The blockbuster painting in this museum, Rembrandt’s The Night Watch, has its own gallery – the Night Watch Gallery. As you walk towards the huge painting (which I learnt was actually cut down as it couldn’t get past the doors of the Amsterdam Town Hall in 1715), you’re actually passing through the Gallery of Honour, which features other Dutch Old Master classics like Vermeer’s The Milkmaid and The Love Letter. Just like for most of the other masterpieces on show, there are placards that clearly explain the nuances of each painting, so you can really learn more, and not just sigh with amazement at the masterful usage of light and shadows that Rembrandt has become known for.
After you’ve had your fill of the Dutch classics, you can admire other collections like the Delftware and intricately gorgeous dollhouses, ship models and weapons. Jan Willem Pieneman’s The Battle of Waterloo is located on the 1st floor in the 19th Century collection.
Tip: Go early and allocate about 3 hours, don’t do it chronologically, start immediately with the 2nd floor Dutch Masters before museum-fatigue hits you. Have lunch nearby and head on to Van Gogh museum which is in the same vicinity around 2pm.
3. Anne Frank House
I’ll be honest with you. I read The Diary of Anne Frank when I was really young and it all seemed really foreign to me and I didn’t quite appreciate the coming-of-age tale and the eventual horror the people faced. I revisited the story before going to Amsterdam, and obviously now, as an adult, I am better able to understand what the people were going through.
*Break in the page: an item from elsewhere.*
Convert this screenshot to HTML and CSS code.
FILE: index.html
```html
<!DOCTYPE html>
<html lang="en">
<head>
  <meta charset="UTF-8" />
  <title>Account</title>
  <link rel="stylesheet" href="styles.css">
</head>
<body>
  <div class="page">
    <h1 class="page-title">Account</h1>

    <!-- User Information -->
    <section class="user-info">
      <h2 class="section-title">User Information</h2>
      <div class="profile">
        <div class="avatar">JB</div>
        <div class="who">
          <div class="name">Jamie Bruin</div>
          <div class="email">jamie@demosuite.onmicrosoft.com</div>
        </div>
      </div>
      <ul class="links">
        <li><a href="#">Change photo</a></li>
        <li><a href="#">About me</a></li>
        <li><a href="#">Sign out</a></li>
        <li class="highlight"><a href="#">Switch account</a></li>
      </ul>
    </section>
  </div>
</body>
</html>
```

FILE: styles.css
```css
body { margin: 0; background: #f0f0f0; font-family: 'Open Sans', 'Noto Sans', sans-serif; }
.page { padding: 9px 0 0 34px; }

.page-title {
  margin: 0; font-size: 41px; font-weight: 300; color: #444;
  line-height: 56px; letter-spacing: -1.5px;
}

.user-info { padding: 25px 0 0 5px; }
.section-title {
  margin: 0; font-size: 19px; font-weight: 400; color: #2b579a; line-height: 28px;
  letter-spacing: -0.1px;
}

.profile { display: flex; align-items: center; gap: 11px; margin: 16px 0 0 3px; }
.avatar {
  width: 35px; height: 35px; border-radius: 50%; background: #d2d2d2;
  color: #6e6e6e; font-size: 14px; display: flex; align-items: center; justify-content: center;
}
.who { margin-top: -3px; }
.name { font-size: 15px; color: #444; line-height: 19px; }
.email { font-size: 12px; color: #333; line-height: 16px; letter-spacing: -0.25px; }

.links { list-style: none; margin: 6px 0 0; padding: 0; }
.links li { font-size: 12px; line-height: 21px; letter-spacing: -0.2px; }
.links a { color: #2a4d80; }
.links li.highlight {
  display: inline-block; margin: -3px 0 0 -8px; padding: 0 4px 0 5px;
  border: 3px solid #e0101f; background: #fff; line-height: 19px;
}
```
Visiting Anne Frank House, the actual annex where the family stayed, was therefore that much more intense and poignant. I can’t quite get over how the family’s glimmer of hope when the Allied forces invaded Normandy and liberated Northern France came down to nothing when they were discovered just a couple of months later and sent off to the concentration camp. For over two years they lived in fear and made do with what they had, and it all came down to this. Only the dad, Otto Frank, survived and he is the one who published Anne Frank’s works.
The museum has a fixed route for you to follow, taking you right up past the bookcase that hid the entrance to the upper floors of the annex, where you will see how the family lived and also get a glimpse of the famous red-checked diary. Photography is not allowed though.
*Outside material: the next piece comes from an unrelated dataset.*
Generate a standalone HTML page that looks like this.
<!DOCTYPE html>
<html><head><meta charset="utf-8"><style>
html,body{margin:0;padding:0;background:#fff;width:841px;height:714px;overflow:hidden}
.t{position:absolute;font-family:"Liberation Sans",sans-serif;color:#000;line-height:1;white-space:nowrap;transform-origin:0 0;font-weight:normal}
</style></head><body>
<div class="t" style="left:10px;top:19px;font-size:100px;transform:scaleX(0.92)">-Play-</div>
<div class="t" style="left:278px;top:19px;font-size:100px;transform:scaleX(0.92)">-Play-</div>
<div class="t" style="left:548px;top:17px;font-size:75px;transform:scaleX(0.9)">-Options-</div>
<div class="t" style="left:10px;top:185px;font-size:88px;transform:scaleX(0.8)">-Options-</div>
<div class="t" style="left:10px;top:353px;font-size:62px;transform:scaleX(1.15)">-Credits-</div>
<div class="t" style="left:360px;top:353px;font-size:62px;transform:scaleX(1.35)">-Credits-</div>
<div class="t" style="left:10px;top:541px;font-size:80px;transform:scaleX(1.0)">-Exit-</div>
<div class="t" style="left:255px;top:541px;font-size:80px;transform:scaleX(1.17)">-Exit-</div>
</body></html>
Tip: If you’re there and it’s really crowded, don’t be bothered by it. Don’t rush your visit – although the rooms are left unfurnished, take a few moments to imagine how they lived in the key central dining room area, Anne’s bedroom, where her desk would have been and so on. As it’s a fixed route, it’s not going to be so easy to backtrack, so take your time.
Also, the museum is so popular, it’s absolutely necessary to buy your tickets way in advance online.
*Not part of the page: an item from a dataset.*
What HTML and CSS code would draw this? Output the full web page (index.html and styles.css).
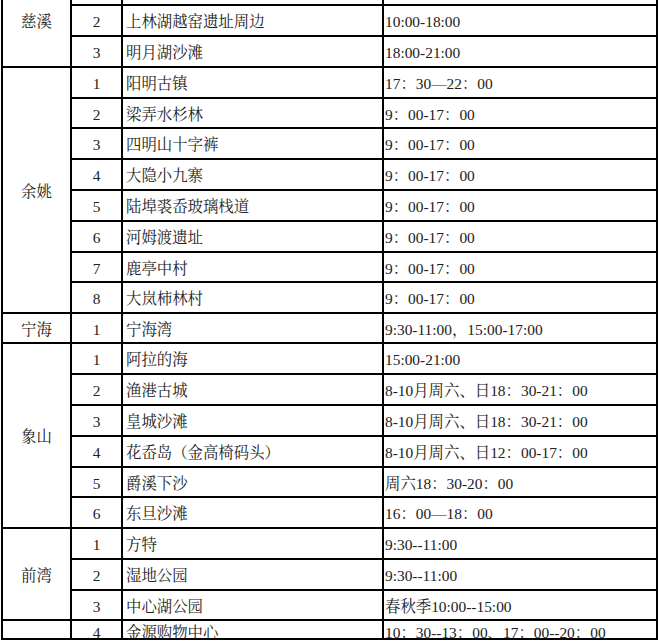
FILE: index.html
```html
<!DOCTYPE html>
<html lang="zh-CN">
<head>
<meta charset="utf-8">
<title>夜游景点开放时间</title>
<link rel="stylesheet" href="styles.css">
</head>
<body>
<table class="sched">
  <colgroup>
    <col class="c-city"><col class="c-num"><col class="c-name"><col class="c-time">
  </colgroup>
  <tbody>
    <tr class="r31"><td class="city" rowspan="3">慈溪</td><td class="num"></td><td class="name"></td><td class="time"></td></tr>
    <tr class="r31"><td class="num">2</td><td class="name">上林湖越窑遗址周边</td><td class="time">10:00-18:00</td></tr>
    <tr class="r31"><td class="num">3</td><td class="name">明月湖沙滩</td><td class="time">18:00-21:00</td></tr>

    <tr class="r31"><td class="city" rowspan="8">余姚</td><td class="num">1</td><td class="name">阳明古镇</td><td class="time">17：30—22：00</td></tr>
    <tr class="r30"><td class="num">2</td><td class="name">梁弄水杉林</td><td class="time">9：00-17：00</td></tr>
    <tr class="r31"><td class="num">3</td><td class="name">四明山十字裤</td><td class="time">9：00-17：00</td></tr>
    <tr class="r31"><td class="num">4</td><td class="name">大隐小九寨</td><td class="time">9：00-17：00</td></tr>
    <tr class="r31"><td class="num">5</td><td class="name">陆埠裘岙玻璃栈道</td><td class="time">9：00-17：00</td></tr>
    <tr class="r31"><td class="num">6</td><td class="name">河姆渡遗址</td><td class="time">9：00-17：00</td></tr>
    <tr class="r30"><td class="num">7</td><td class="name">鹿亭中村</td><td class="time">9：00-17：00</td></tr>
    <tr class="r31"><td class="num">8</td><td class="name">大岚柿林村</td><td class="time">9：00-17：00</td></tr>

    <tr class="r30"><td class="city">宁海</td><td class="num">1</td><td class="name">宁海湾</td><td class="time">9:30-11:00，15:00-17:00</td></tr>

    <tr class="r31"><td class="city" rowspan="6">象山</td><td class="num">1</td><td class="name">阿拉的海</td><td class="time">15:00-21:00</td></tr>
    <tr class="r31"><td class="num">2</td><td class="name">渔港古城</td><td class="time">8-10月周六、日18：30-21：00</td></tr>
    <tr class="r31"><td class="num">3</td><td class="name">皇城沙滩</td><td class="time">8-10月周六、日18：30-21：00</td></tr>
    <tr class="r31"><td class="num">4</td><td class="name">花岙岛（金高椅码头）</td><td class="time">8-10月周六、日12：00-17：00</td></tr>
    <tr class="r30"><td class="num">5</td><td class="name">爵溪下沙</td><td class="time">周六18：30-20：00</td></tr>
    <tr class="r31"><td class="num">6</td><td class="name">东旦沙滩</td><td class="time">16：00—18：00</td></tr>

    <tr class="r31"><td class="city" rowspan="3">前湾</td><td class="num">1</td><td class="name">方特</td><td class="time">9:30--11:00</td></tr>
    <tr class="r31"><td class="num">2</td><td class="name">湿地公园</td><td class="time">9:30--11:00</td></tr>
    <tr class="r30"><td class="num">3</td><td class="name">中心湖公园</td><td class="time">春秋季10:00--15:00</td></tr>

    <tr class="r19 cut"><td class="city"><div class="clip"></div></td><td class="num"><div class="clip">4</div></td><td class="name"><div class="clip">金源购物中心</div></td><td class="time"><div class="clip">10：30--13：00、17：00--20：00</div></td></tr>
  </tbody>
</table>
</body>
</html>
```

FILE: styles.css
```css
html, body {
  margin: 0;
  padding: 0;
  background: #ffffff;
}

.sched {
  border-collapse: collapse;
  table-layout: fixed;
  width: 657px;
  margin: -27px 0 0 1px;
  font-family: "Liberation Serif", "Noto Serif CJK SC", "Noto Sans CJK SC", serif;
  font-size: 15.4px;
  line-height: 20px;
  color: #222222;
}

.c-city { width: 69px; }
.c-num { width: 51px; }
.c-name { width: 261px; }
.c-time { width: 274px; }

.sched td {
  border: 2px solid #000000;
  padding: 3px 0 0 0;
  vertical-align: middle;
  white-space: nowrap;
  overflow: hidden;
}

.r31 { height: 31px; }
.r30 { height: 30px; }
.r19 { height: 19px; }

.city, .num { text-align: center; }
.name { padding-left: 3px !important; }
.time { padding-left: 1px !important; }

.cut td {
  vertical-align: top;
  padding-top: 0;
}

.clip {
  height: 17px;
  overflow: hidden;
  padding-top: 2px;
  box-sizing: border-box;
}
```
4. Jewish Cultural Quarter
Comprising the Jewish Historical Museum, the Portuguese Synagogue and Hollandsche Schouwburg (National Holocaust Memorial), the quarter is an interesting place to spend at least half a day at. We made it to the Jewish Historical Museum rather late in the afternoon, and before you knew it, had spent about 2 hours there, so we barely had time for the Portuguese Synagogue and didn’t make it to the Memorial. Quite a shame as the one ticket gives you access to all 3 sights.
We started off our visit on the ground floor of the Jewish Historical Museum – a good place to start to get an overview of the Jewish religion and culture. If you don’t know the difference between Shabbat and Yom Kippur or just want to understand more about the various traditions, the museum has excellent multimedia platforms to watch, listen and learn.
The other floors are chronologically split into 2 sections – from the 1600-1900s and 1900s and beyond. You’ll learn about where the early Jews came from, what their lives were like in Amsterdam and so on. The war plays a key role in the organisation of information for the 1900s and beyond section – split into before, during and after the war. Gripping and saddening accounts of how almost 75% of the Jews in Amsterdam were deported and eventually died are shown via multimedia recordings, and eventually moving into the present where once again, there is a vibrant Jewish community in Amsterdam.
I didn’t expect that I would have enjoyed my visit as much as I did, but the thing that really sets this museum apart is the collection of real-life stories and present-day narratives of Jews in Amsterdam, which really does give you better understanding of the fabric of Dutch society in a very personal manner.
Tip: Set aside around 3 hours, the one ticket you buy gives you access to all 3 sights.
5. Museum Het Rembrandthuis
Although some may deride it for being a refurbished mock-up of where Rembrandt stayed (and therefore not as authentic), this is the actual house where Rembrandt lived in between 1639 and 1658. He bought this house for a princely sum and around the time that he was commissioned to paint his biggest masterpiece, The Night Watch. Even though he could have afforded to pay up the house, he went into debt and this eventually led to his financial demise, where the house was auctioned off and he had to move out. As you would probably learn, one of the world’s greatest artists to have ever lived eventually died a pauper.
Before you start the tour proper, spend some time watching the video about Rembrandt and some of his key works to truly get an understanding of his genius. After the video (it’s a little lengthy but I enjoyed it), walk around the house, his studio where you can just imagine the curly-haired master painting away, his bedroom, sitting room, kitchen etc and just get a glimpse of life during the Golden Age.
At certain times of the day, there are free etching workshops that showcase how the artist mastered the technique of etching in the 17th century.
Tip: I’d recommend a visit to Rembrandt house before a visit to the Rijksmuseum as the video gives you good insights into some of his famous artworks displayed at Rijksmuseum.